In "Worth the Weight", Florence Reiher takes us on a journey into the abyss of anorexia - but we come out the other side with hope, just as she did. Along the way, she takes us down some of the dark pathways where this illness leads its sufferers. But there's also more laughs than you might expect in a show that tackles such a serious subject.
Reiher has partnered with fellow Capilano College alumni Ben Bilodeau as producer/director, and musical director Katie-Rose Connors to craft a well-paced, swift-moving show that balances personal trauma with humour and enlightenment.

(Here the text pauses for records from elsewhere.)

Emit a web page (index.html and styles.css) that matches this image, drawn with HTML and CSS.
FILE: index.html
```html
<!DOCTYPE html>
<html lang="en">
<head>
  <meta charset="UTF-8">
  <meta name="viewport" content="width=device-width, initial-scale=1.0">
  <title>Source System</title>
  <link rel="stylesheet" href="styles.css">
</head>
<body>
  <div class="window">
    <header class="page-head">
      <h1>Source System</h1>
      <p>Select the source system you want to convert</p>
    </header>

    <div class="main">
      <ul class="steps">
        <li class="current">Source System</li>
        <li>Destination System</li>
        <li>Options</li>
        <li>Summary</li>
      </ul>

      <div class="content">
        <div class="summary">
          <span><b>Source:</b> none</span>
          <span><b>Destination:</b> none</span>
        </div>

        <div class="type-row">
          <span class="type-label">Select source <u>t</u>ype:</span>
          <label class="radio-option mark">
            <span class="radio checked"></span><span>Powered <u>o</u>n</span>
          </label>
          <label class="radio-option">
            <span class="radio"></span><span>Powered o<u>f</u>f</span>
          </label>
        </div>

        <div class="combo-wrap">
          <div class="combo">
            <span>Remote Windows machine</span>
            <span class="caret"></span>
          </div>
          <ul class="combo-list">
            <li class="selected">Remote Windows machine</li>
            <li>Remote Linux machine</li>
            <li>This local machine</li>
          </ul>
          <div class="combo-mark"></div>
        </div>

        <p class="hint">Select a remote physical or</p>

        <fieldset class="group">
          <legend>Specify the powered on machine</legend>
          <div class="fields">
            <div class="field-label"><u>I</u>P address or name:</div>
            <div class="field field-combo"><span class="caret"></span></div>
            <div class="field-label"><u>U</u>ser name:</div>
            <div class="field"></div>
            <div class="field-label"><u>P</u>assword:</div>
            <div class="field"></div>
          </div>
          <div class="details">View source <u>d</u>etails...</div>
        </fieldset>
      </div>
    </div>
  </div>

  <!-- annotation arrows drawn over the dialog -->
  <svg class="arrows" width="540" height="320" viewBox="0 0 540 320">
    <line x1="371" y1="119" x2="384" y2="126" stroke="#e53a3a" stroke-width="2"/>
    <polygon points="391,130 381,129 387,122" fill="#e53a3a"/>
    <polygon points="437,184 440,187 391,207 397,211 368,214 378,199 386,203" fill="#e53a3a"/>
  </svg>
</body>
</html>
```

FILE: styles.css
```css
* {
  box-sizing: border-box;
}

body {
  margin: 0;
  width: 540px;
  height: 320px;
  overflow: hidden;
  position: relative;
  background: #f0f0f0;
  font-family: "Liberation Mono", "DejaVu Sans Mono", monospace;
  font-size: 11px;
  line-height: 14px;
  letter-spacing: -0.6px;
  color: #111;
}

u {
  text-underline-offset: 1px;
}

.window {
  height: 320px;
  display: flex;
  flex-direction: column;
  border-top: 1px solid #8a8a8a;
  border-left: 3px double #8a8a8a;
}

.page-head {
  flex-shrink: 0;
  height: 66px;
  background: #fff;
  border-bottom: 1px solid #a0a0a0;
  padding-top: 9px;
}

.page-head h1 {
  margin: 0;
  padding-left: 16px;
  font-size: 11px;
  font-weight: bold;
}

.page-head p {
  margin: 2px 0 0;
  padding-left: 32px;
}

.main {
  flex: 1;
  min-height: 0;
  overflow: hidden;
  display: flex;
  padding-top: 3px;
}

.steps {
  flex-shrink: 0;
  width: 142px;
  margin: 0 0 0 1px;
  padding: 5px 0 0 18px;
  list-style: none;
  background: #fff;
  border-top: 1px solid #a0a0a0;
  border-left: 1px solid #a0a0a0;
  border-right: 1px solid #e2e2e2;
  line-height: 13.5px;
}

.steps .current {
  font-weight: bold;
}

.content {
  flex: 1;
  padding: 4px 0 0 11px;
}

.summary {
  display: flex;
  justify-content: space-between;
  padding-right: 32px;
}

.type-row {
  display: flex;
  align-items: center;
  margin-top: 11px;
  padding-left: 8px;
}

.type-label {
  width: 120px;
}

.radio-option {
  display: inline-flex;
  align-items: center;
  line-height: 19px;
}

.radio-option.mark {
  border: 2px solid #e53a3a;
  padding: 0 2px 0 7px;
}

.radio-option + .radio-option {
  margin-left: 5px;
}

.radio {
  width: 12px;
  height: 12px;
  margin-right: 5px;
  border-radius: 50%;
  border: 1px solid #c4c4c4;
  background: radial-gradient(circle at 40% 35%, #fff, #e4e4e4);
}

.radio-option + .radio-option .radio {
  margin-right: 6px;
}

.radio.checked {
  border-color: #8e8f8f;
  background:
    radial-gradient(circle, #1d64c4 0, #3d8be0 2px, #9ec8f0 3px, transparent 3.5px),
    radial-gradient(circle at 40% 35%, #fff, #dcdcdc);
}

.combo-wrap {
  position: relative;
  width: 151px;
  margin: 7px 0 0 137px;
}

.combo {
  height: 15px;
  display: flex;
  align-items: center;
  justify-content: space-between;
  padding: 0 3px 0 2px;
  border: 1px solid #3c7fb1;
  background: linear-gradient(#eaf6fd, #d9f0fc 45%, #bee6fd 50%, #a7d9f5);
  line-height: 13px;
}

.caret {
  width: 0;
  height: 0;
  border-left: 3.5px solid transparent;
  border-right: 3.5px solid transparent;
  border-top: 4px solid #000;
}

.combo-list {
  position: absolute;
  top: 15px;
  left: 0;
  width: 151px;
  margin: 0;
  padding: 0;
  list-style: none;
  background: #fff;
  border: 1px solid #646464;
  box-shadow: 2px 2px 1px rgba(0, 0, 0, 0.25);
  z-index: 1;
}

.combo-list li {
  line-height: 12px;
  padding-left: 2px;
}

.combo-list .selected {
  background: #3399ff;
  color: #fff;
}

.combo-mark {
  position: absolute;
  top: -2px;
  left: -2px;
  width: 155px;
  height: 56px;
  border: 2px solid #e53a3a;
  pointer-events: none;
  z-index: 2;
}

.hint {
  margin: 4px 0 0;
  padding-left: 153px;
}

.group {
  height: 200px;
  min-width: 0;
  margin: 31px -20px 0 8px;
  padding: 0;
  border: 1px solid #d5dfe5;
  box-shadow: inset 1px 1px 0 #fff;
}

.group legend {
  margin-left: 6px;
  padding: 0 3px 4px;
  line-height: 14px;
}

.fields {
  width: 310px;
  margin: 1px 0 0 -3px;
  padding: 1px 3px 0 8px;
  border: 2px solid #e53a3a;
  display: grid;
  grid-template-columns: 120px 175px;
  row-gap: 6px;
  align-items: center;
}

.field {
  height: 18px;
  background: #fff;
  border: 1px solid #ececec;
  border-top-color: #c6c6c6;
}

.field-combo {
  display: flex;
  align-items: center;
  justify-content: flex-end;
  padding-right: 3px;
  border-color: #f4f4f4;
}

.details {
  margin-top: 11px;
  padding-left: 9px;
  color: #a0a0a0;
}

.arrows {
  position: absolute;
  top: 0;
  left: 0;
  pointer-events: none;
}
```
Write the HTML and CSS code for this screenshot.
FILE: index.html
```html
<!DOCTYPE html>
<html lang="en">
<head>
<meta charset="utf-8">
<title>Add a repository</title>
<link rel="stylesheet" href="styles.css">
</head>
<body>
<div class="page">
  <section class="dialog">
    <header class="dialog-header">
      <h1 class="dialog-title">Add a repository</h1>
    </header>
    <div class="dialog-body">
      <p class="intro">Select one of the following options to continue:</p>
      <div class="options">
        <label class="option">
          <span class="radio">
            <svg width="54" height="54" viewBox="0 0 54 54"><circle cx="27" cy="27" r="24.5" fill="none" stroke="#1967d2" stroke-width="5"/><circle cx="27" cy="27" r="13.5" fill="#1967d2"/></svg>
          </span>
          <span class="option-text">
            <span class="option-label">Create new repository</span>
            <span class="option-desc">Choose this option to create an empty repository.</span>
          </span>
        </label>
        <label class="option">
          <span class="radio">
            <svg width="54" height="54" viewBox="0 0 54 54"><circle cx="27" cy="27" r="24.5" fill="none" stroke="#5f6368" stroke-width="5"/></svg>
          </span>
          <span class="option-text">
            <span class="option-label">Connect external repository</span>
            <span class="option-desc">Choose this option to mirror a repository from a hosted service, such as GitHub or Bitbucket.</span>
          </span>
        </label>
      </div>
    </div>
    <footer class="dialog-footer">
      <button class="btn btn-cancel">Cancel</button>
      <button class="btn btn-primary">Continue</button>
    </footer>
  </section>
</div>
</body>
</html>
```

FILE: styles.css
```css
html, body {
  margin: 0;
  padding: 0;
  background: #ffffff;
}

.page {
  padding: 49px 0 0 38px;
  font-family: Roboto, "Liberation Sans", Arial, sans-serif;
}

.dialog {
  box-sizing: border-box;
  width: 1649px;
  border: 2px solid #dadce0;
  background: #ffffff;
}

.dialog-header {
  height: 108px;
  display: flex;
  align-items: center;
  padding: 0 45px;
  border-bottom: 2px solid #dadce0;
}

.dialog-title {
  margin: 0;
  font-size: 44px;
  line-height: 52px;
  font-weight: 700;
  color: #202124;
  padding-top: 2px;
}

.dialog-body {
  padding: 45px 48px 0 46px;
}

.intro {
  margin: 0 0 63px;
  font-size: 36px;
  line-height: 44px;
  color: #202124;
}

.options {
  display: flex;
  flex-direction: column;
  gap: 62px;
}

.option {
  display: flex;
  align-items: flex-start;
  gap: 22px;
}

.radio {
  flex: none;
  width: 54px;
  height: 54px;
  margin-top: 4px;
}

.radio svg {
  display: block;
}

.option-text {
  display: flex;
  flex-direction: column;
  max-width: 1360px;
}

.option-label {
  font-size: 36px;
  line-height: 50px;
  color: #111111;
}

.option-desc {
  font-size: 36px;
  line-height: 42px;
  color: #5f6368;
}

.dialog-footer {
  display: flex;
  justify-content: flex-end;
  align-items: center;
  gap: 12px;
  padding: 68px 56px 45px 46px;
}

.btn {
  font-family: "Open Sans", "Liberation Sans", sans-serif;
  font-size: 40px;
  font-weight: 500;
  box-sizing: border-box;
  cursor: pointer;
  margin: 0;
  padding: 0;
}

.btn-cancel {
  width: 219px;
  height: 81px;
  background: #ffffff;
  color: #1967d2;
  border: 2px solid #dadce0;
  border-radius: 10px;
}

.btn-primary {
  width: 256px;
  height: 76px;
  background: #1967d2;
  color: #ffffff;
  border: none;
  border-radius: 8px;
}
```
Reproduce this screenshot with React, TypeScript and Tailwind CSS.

Reiher is a strong, engaging figure when she strides out on stage, and quickly has the audience won over as she relates her personal experiences with body issues as she strove to lose weight and conform her body to social conventions and expectations. As an aspiring actress, she found herself in an image-obsessed industry, and the pressure to meet its bizarro-world expectations of skinniness only smoothed the path from healthy habits to life-threatening obsession. When she hands out copies of her former headshot to the audience, the impossibly skinny figure staring out at us takes the breath away - and not in a good way.
At first her self-judgments about her body, with side trips to explain concepts like the "butt shelf", are hard to reconcile coming from a young woman who is a healthy weight and full of confidence. But as she takes us along her ever-more-unhealthy path of weight and food obsession, and transforms into the irrational person who rejected others' concerns with defensive hostility, you get a real sense of how this illness can change people - and push some right over the edge.
The songs are both funny and moving, with delicate melodies dancing in counterpoint to Connors' warm piano accompaniment. I sometimes wished for more memorable melodies, but the music was always well-crafted and literate.
In tackling this loaded subject matter, the show touches on a variety of issues, none of which any 90-minute show can fully do justice to - like what "healthy weight" even means, why some people fall into the sometimes-deadly trap of eating disorders while others escape it, and the responsibility of the media in perpetuating dangerous expectations to vulnerable young people. But in personalizing one woman's struggle, Reiher makes it clear that this is not some sort of failure of will or of logic but an illness, one that can strike anybody.
By the end of "Worth the Weight", I felt admiration for the courage of this young woman to share her deeply personal story, empathy for her struggle, and relief that she made it through. The intimate space of Club XY is the perfect venue for this show and I definitely recommend you check it out.